:: Written request ::
Look through the listing below and report how many lines contain "React", as a bare number.

──────── Dataset section ────────

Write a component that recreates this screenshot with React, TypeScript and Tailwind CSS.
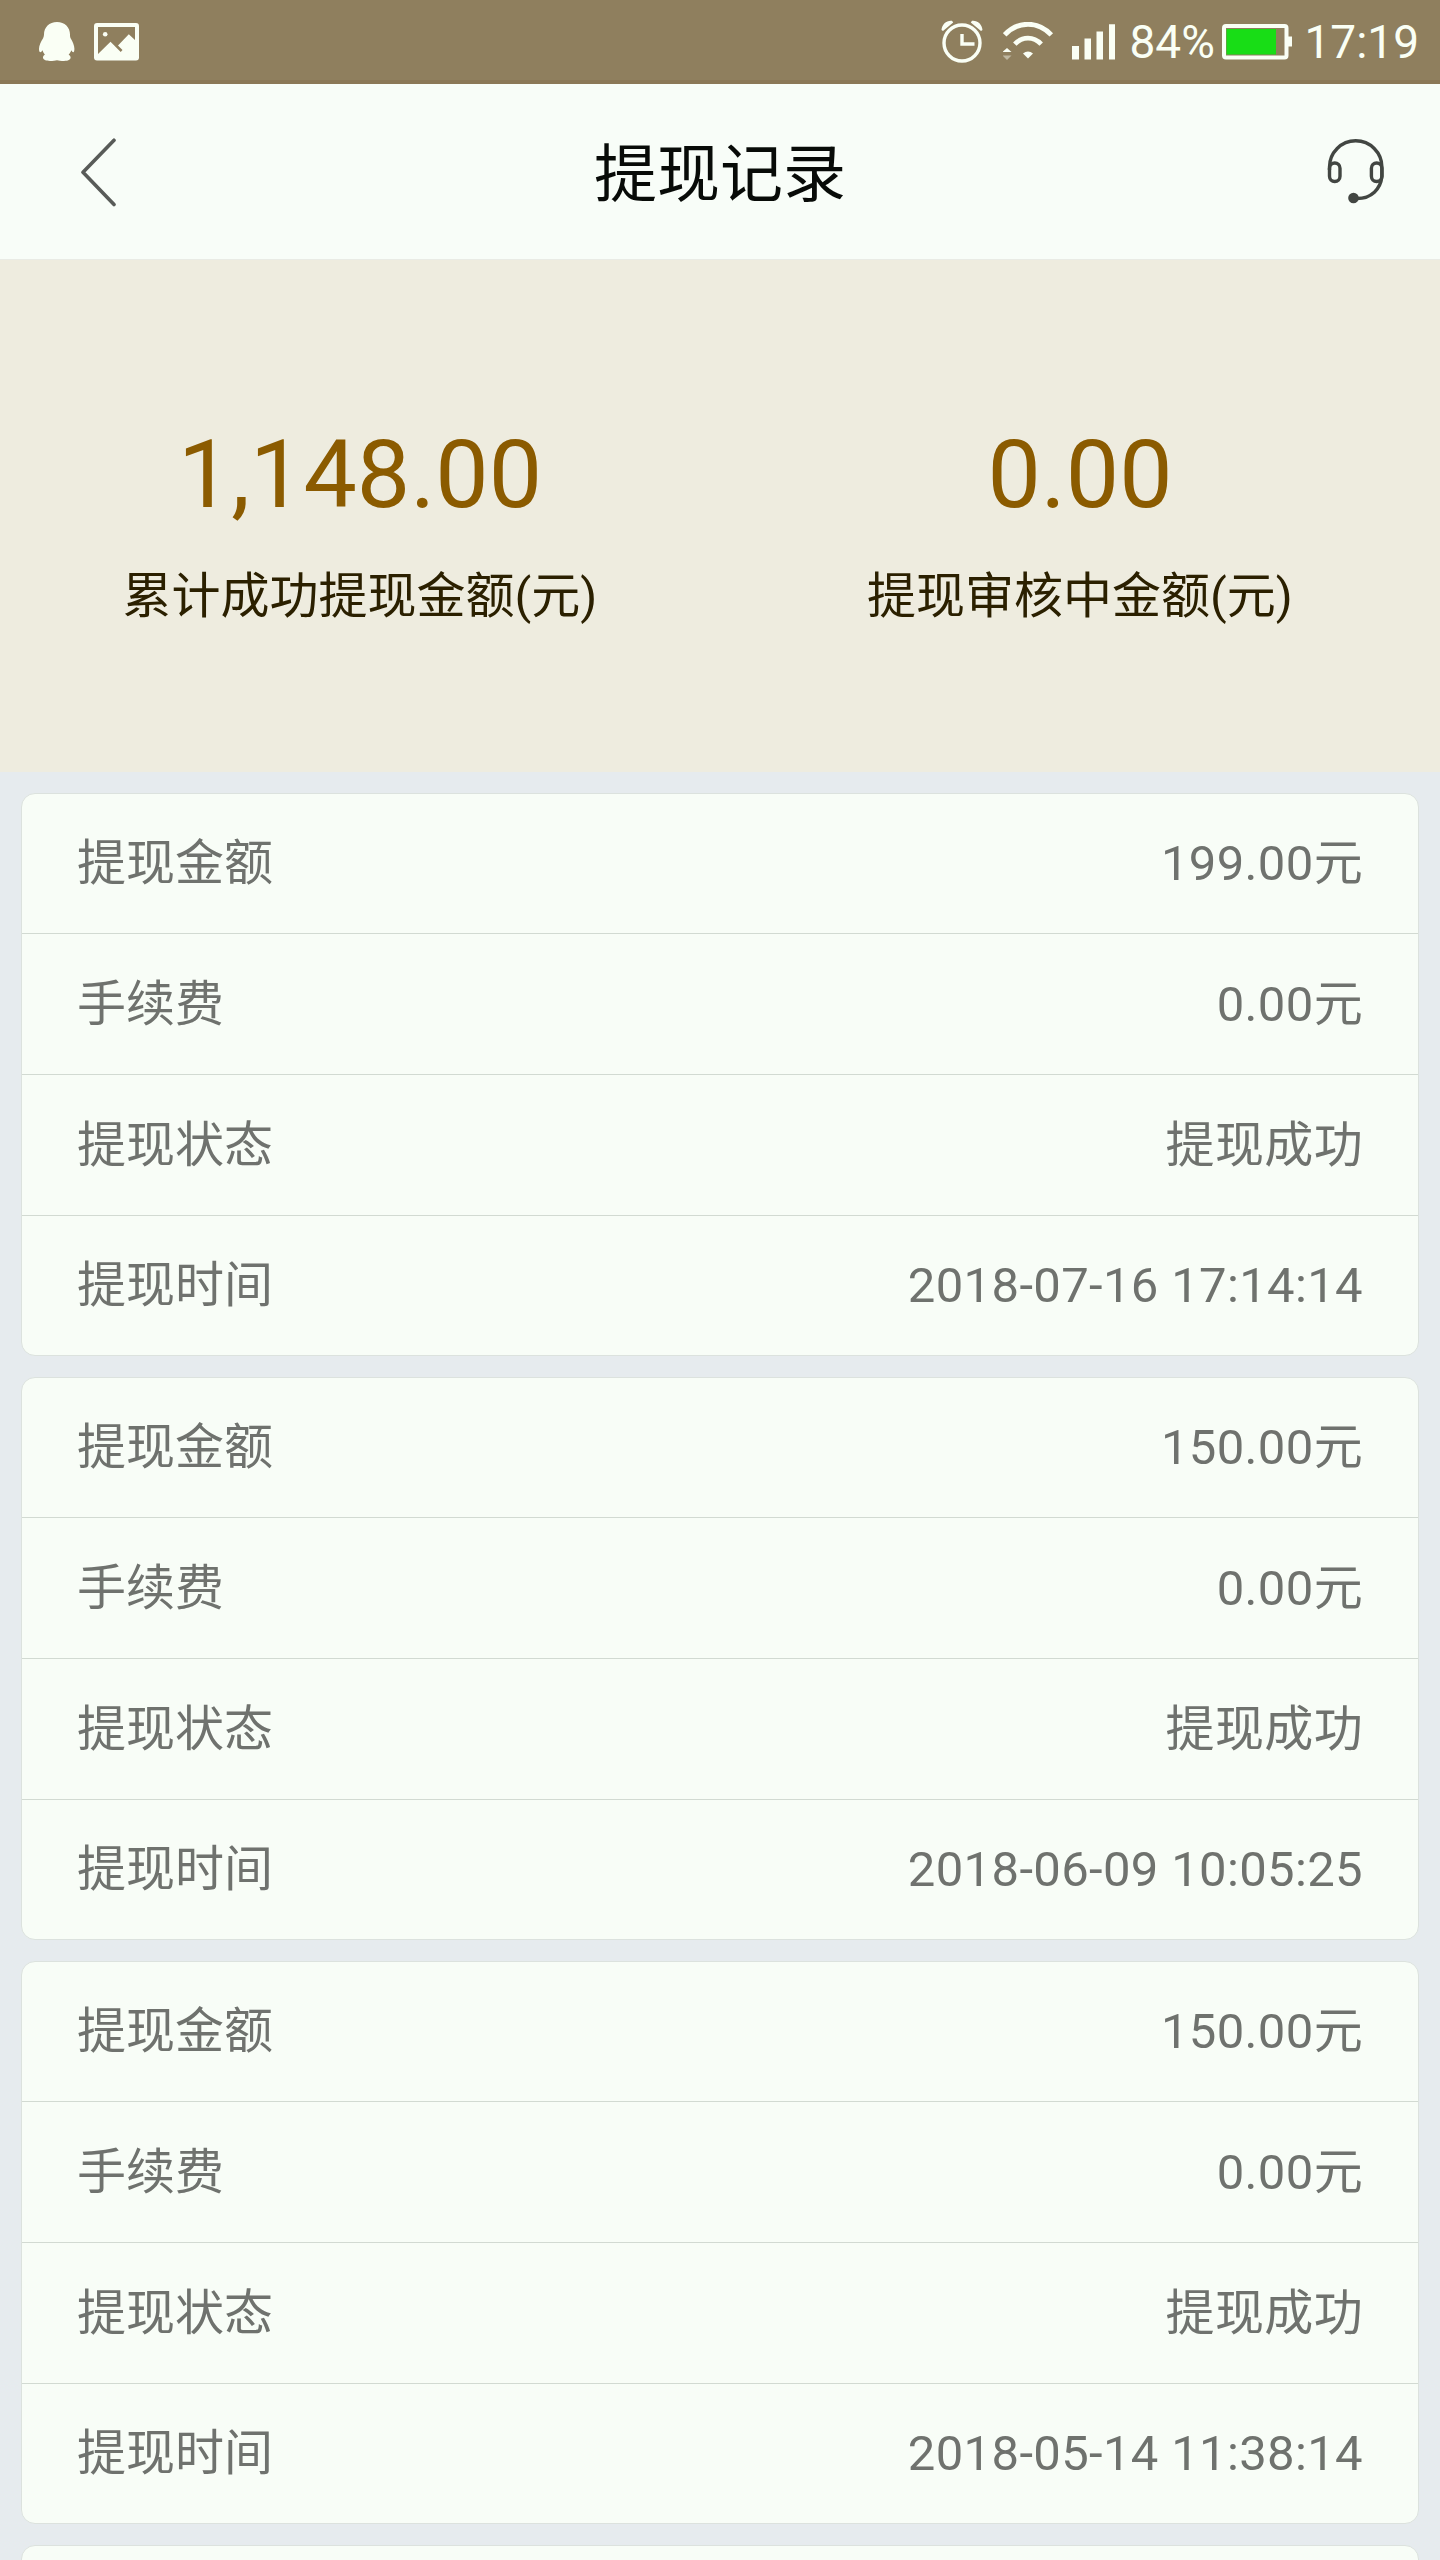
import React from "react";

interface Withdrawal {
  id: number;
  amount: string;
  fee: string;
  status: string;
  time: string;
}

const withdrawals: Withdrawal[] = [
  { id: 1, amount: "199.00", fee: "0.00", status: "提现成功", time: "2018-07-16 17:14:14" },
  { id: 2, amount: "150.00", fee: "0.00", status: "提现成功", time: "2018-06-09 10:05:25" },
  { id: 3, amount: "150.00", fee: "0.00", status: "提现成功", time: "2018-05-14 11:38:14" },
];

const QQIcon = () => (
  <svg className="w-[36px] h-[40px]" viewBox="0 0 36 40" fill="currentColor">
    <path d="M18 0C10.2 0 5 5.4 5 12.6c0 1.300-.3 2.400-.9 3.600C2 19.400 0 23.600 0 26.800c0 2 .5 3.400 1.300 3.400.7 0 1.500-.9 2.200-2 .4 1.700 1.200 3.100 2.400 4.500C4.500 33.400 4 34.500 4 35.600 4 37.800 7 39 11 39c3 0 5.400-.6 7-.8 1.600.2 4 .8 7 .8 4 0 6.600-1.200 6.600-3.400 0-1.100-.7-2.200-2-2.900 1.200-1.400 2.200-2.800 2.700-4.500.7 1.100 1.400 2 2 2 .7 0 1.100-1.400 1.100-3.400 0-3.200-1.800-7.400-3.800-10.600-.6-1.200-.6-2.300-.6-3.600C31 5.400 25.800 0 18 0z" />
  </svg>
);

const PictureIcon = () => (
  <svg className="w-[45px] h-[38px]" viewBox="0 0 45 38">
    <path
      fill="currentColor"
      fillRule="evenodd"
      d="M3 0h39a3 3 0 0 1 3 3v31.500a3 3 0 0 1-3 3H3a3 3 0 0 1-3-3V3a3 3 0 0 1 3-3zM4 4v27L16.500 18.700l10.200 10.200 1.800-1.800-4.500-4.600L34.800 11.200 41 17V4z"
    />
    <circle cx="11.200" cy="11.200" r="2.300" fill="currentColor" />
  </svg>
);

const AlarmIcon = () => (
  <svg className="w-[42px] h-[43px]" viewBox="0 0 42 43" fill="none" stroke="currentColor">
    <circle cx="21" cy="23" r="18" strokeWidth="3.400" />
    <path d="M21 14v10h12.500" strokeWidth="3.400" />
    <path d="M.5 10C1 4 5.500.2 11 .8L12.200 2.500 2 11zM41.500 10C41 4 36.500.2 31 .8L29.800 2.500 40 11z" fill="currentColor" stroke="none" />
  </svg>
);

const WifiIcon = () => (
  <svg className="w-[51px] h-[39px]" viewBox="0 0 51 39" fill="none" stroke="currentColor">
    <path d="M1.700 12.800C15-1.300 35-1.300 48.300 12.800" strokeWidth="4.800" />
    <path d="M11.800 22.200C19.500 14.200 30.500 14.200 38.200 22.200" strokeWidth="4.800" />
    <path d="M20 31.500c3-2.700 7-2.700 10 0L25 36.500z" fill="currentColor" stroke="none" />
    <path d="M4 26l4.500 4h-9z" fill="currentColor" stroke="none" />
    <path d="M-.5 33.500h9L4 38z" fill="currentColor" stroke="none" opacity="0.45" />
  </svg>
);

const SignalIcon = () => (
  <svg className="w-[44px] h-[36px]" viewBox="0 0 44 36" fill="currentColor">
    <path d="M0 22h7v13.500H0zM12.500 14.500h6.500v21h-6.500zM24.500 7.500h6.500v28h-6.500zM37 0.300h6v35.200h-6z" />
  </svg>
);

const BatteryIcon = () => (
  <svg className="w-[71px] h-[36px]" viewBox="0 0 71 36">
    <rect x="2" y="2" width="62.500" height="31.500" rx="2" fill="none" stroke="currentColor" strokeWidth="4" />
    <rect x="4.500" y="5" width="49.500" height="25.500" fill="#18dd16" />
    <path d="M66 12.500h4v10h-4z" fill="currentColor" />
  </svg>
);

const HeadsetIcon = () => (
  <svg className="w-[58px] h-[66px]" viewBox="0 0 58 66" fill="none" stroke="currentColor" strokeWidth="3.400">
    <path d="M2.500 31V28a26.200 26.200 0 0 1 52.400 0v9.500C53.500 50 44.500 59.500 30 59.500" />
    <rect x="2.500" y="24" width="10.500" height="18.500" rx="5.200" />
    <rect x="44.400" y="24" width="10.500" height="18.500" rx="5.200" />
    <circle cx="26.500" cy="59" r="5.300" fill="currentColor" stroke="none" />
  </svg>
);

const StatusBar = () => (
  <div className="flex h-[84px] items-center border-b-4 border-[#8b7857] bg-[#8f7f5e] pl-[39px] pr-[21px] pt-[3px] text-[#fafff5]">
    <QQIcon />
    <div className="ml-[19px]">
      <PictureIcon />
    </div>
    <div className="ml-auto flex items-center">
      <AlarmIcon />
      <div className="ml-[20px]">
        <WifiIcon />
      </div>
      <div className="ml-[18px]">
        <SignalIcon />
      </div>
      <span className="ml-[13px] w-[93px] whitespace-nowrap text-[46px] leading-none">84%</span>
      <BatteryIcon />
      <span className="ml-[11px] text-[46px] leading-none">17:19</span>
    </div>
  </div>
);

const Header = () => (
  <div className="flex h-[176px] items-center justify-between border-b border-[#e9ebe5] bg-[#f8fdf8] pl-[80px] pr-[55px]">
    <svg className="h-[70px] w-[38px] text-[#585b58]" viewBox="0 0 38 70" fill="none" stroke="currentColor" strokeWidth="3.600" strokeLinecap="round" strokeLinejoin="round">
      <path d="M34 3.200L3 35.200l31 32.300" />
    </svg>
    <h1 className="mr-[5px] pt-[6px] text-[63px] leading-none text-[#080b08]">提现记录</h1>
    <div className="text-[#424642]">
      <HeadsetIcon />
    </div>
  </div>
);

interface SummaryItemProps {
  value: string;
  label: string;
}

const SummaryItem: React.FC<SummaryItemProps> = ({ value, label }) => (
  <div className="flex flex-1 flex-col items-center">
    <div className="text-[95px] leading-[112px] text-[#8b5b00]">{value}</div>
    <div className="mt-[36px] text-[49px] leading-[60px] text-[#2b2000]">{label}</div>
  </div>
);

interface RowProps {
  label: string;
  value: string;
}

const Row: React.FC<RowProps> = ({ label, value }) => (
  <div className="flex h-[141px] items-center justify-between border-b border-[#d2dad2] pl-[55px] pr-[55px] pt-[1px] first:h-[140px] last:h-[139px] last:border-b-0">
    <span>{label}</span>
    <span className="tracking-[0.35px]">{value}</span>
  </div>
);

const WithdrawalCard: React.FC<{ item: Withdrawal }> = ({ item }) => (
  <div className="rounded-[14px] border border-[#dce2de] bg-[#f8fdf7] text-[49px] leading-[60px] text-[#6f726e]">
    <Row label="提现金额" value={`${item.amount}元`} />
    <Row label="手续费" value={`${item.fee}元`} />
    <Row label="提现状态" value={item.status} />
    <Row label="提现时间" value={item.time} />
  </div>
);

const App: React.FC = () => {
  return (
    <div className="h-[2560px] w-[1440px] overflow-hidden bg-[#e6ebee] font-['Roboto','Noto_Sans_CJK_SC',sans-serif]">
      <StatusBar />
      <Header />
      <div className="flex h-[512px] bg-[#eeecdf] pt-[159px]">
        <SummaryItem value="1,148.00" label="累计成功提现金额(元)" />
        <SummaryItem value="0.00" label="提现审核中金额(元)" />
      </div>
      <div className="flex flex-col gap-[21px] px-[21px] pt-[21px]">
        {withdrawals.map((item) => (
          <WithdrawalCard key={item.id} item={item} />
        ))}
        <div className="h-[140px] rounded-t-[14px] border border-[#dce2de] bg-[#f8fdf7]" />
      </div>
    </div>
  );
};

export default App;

────────

:: Expected output ::
6